The focus of his study is to see if a green facade can be developed that is reliably food producing and uses captured rain water, while simultaneously reducing the temperature of the building, which would in turn lower the energy needed for cooling. Another aspect of his research looks to see if the plants are also having a positive impact in cleaning the air.
He’s already working in an innovative environment at The Robert L. Preger Intelligent Workplace on the fourth floor of the Margaret Morrison Carnegie Hall at the university. It was opened in 1997 as a demonstration of something called the systems integration design approach to commercial design and construction of building in the 21st century. The building space has built-in flexibility and adaptability and is used to test new ideas about the work environment. Growing tomatoes on the outside of his office vertically in boxes attached to the facade is certainly a new idea. It’s the first such study on food-producing green facades he’s been able to discover in his research.
How it works
The system is a series of wooden panels stacked vertically on a trellis system. The pine panels are one foot by one foot by eight inches deep. The pine will eventually rot away and go to the compost pile. The boxes are covered with hardware cloth, a type of thick screening. The hardware cloth also is attached to the facade above the boxes for the vines to ramble on. The boxes are filled with a custom-made medium that includes compost, leaves, wood chips, clay-based soil and some top soil, added for its local microorganisms. His rain barrels can pump water with solar energy to the plants, but since he’s there every day, he hand waters, too. The rain barrels usually produce enough water, but last year during a 39-day rainless stretch, Leininger was forced to use tap water.
Hybrid cherry and Roma tomatoes fill the boxes along with deep green hot and sweet peppers. ‘Kentucky Wonder’ and Scarlet Runner’ pole beans climb the trellis next to many herbs and even some pretty red, vining mandevilla plants. Leininger has saved seeds from the beans to replant each season. They are the happiest growing in the boxes along with drifts of bright green sedum in the lower boxes.
This is the fifth year he’s been growing the plants, and initial findings are hopeful. Although he’s had ups and downs with food production over the years, he admits to not being a horticulturist but is an enthusiastic gardener. The goal was never to produce tons of food, but to see if enough could be garnered from the vertical garden along with the other benefits of the system.
“I’m sure I’ve made a lot of mistakes,” he says, “and I’ve probably done some things in less than ideal fashion.”
Imagine the potential
One year he harvested 14 pounds of produce from 35 square feet, which would be about a half a pound per square foot.

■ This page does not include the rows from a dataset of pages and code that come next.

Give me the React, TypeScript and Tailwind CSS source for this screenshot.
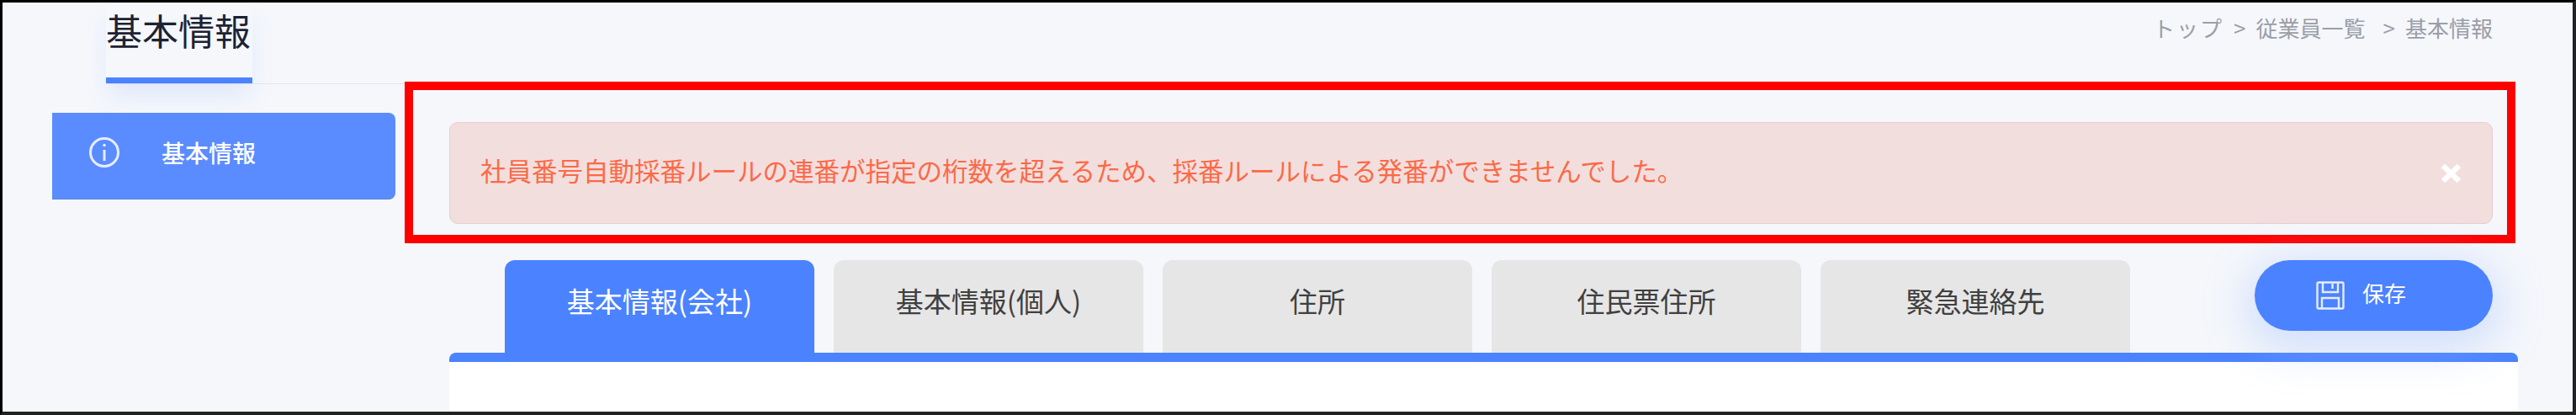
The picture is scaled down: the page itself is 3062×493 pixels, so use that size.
const TABS = ["基本情報(会社)", "基本情報(個人)", "住所", "住民票住所", "緊急連絡先"];

function InfoIcon() {
  return (
    <svg width="38" height="38" viewBox="0 0 38 38" fill="none" stroke="#fff" className="shrink-0 opacity-85">
      <circle cx="19" cy="19" r="16.5" strokeWidth="3" />
      <line x1="19" y1="16" x2="19" y2="29" strokeWidth="3" />
      <circle cx="19" cy="10.5" r="1.8" fill="#fff" stroke="none" />
    </svg>
  );
}

function SaveIcon() {
  return (
    <svg width="34" height="34" viewBox="0 0 34 34" fill="none" stroke="#fff" strokeWidth="2.4" className="shrink-0 opacity-85">
      <path d="M3 1.5H31A1.5 1.5 0 0 1 32.500 3V31A1.500 1.500 0 0 1 31 32.500H3A1.500 1.500 0 0 1 1.500 31V3A1.500 1.500 0 0 1 3 1.500Z" />
      <path d="M8 2V13H26V2" />
      <path d="M19.500 3V9" />
      <path d="M7 32V20H27V32" />
    </svg>
  );
}

function CloseIcon() {
  return (
    <svg width="25" height="24" viewBox="0 0 25 24" stroke="#fff" strokeWidth="6.5" className="shrink-0">
      <line x1="3" y1="3" x2="22" y2="21" />
      <line x1="22" y1="3" x2="3" y2="21" />
    </svg>
  );
}

export default function App() {
  return (
    <div className="relative flex h-[493px] w-[3062px] flex-col overflow-hidden border-t-[3px] border-r-4 border-b-4 border-l-[3px] border-t-black border-r-[#222222] border-b-[#222222] border-l-black bg-[#f5f7fb] font-['Noto_Sans_CJK_JP',sans-serif]">
      <header className="mr-[95px] ml-[123px] flex h-[97px] shrink-0 items-start justify-between border-b border-[#e3e6f0]">
        <div className="h-[96px] w-[174px] border-b-[7px] border-[#4b82ff] pt-[4px] text-[43px] leading-[56px] text-[#1d2233] shadow-[0_18px_30px_-4px_rgba(91,140,255,0.14)]">
          基本情報
        </div>
        <nav className="flex pt-[12px] text-[26px] leading-[36px] text-[#9a9ea8]">
          <span className="tracking-[2px]">トップ</span>
          <span className="ml-[12px]">&gt;</span>
          <span className="ml-[12px]">従業員一覧</span>
          <span className="ml-[21px]">&gt;</span>
          <span className="ml-[12px]">基本情報</span>
        </nav>
      </header>

      <div className="flex min-h-0 flex-1">
        <aside className="ml-[59px] w-[408px] shrink-0 pt-[34px]">
          <div className="flex h-[103px] items-center rounded-r-[8px] border-b border-[#5a84dc] bg-[#5b8cff] pb-[9px] pl-[43px] text-[28px] font-medium text-white">
            <InfoIcon />
            <span className="ml-[49px] leading-none">基本情報</span>
          </div>
        </aside>

        <main className="ml-[64px] flex w-[2459px] min-w-0 flex-col pt-[45px]">
          <div className="mr-[30px] flex h-[121px] shrink-0 items-center justify-between rounded-[10px] border border-[#ebcccc] bg-[#f3dede] pr-[36px] pl-[36px] text-[30.5px] text-[#fb6a47]">
            <span className="pb-[6px]">社員番号自動採番ルールの連番が指定の桁数を超えるため、採番ルールによる発番ができませんでした。</span>
            <CloseIcon />
          </div>

          <div className="mt-[43px] flex shrink-0 items-start pr-[30px] pl-[66px]">
            <div className="flex gap-[23px]">
              {TABS.map((tab, i) => (
                <button
                  key={tab}
                  type="button"
                  className={
                    i === 0
                      ? "h-[110px] w-[368px] rounded-t-[12px] bg-[#4b82ff] pb-[12px] text-[33px] text-white"
                      : "h-[110px] w-[368px] rounded-t-[12px] bg-[#e6e6e6] pb-[12px] text-[33px] text-[#404040]"
                  }
                >
                  {tab}
                </button>
              ))}
            </div>
            <button
              type="button"
              className="relative z-10 ml-auto flex h-[84px] w-[283px] items-center rounded-full bg-[#4b82ff] pl-[73px] text-[26px] text-white shadow-[0_12px_50px_10px_rgba(150,185,255,0.38)]"
            >
              <SaveIcon />
              <span className="mb-[6px] ml-[21px] leading-none">保存</span>
            </button>
          </div>

          <div className="min-h-0 flex-1 rounded-t-[8px] border-t-[11px] border-[#4b82ff] bg-white" />
        </main>
      </div>

      {/* annotation frame drawn over the screenshot */}
      <div className="pointer-events-none absolute top-[94px] left-[478px] h-[192px] w-[2509px] border-x-10 border-y-[10px] border-[#ff0000]" />
    </div>
  );
}
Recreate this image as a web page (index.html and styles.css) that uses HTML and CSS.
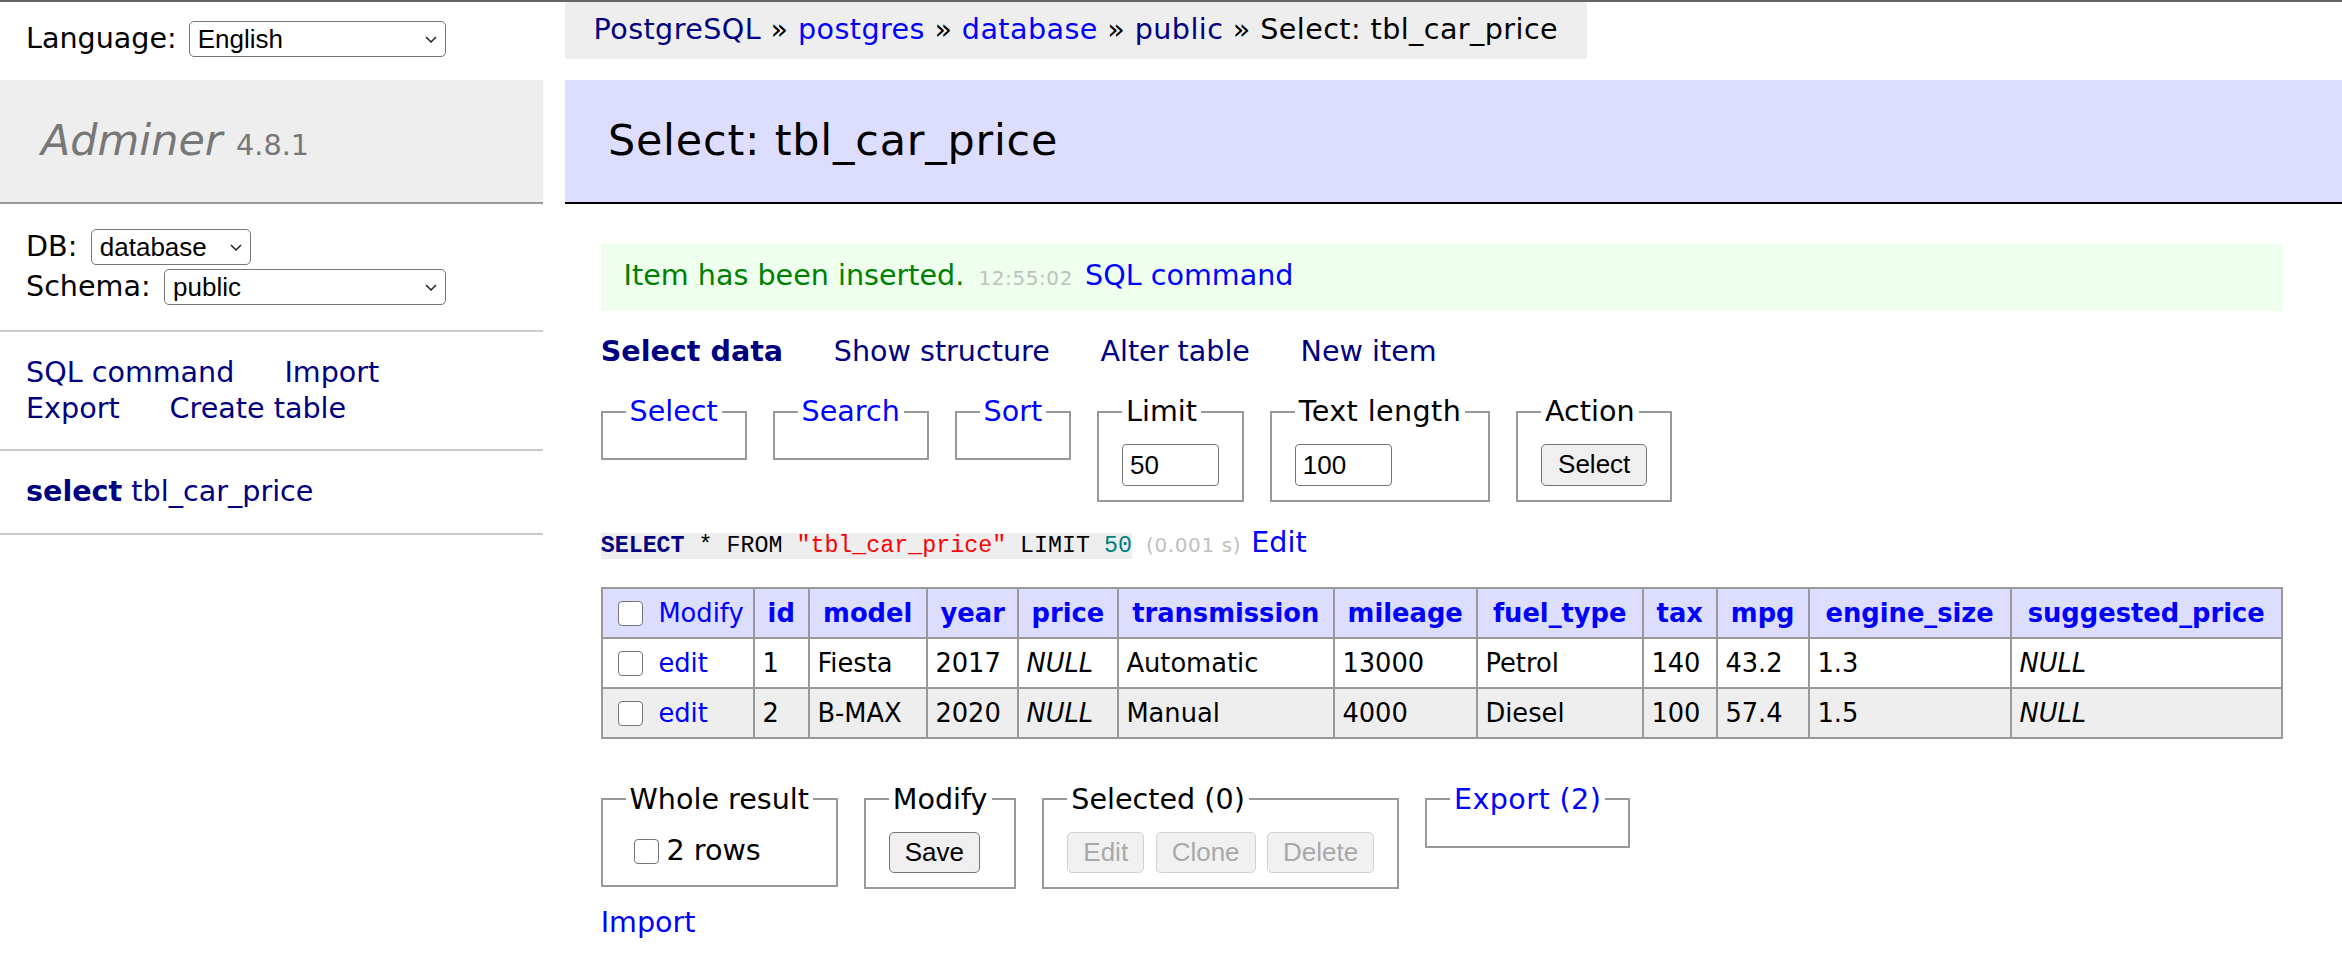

“It’s not a huge amount,” Leininger says. “The other benefit is that it’s locally produced; for instance, a restaurant could use this kind of a system for garnishes for salads.”
There are billions of square feet of facades which could be converted to gardens, he adds.
“It’s almost like found land that you could now make productive,” he says.
The system also collects storm water, is beautiful, increases biodiversity and habitat and can greatly reduce the temperature of the building. According to his research lessons, air temperatures are 20-25 degrees lower at the facade. Infrared photographs show radiant temperatures reflected off the facade are 50 to 70 degrees less.
“I don’t have to burn coal to cool my building, I can grow a garden to cool my building,” he says proudly.
Green building rating systems like LEED began the documentation of the environmental impact of building and trying to minimize the negatives. Then there’s the Living Building Challenge, creating buildings that are net zero energy, water or waste. Phipps Center for Sustainable Landscapes and the Pittsburgh Parks Conservancy’s Frick Environmental Center have both been awarded Living Building Challenge certification. But Leininger and his colleagues think that a structure can get even more environmentally friendly.
“Why shouldn’t buildings be able to produce clean water, clean energy, clean food?” he asks. “Why can’t they produce good soil through compost programs like we have here at Carnegie Mellon?”
It’s an ecosystems approach to the design, function, operation and maintenance of the built environment, Leininger added.
“The fun part for me is being able to come through this highly regarded institution and focus on research that engages nature, plants, food production and things that are directly beneficial to our most pressing immediate urban needs,” he says. “To me that’s really exciting and enjoyable.”
Looking over the green wall set off by bright yellow tomato blossoms and glowing red tubular mandevilla flowers, Leininger smiles and says, “It does really create an attractive, healing, regenerative environment.”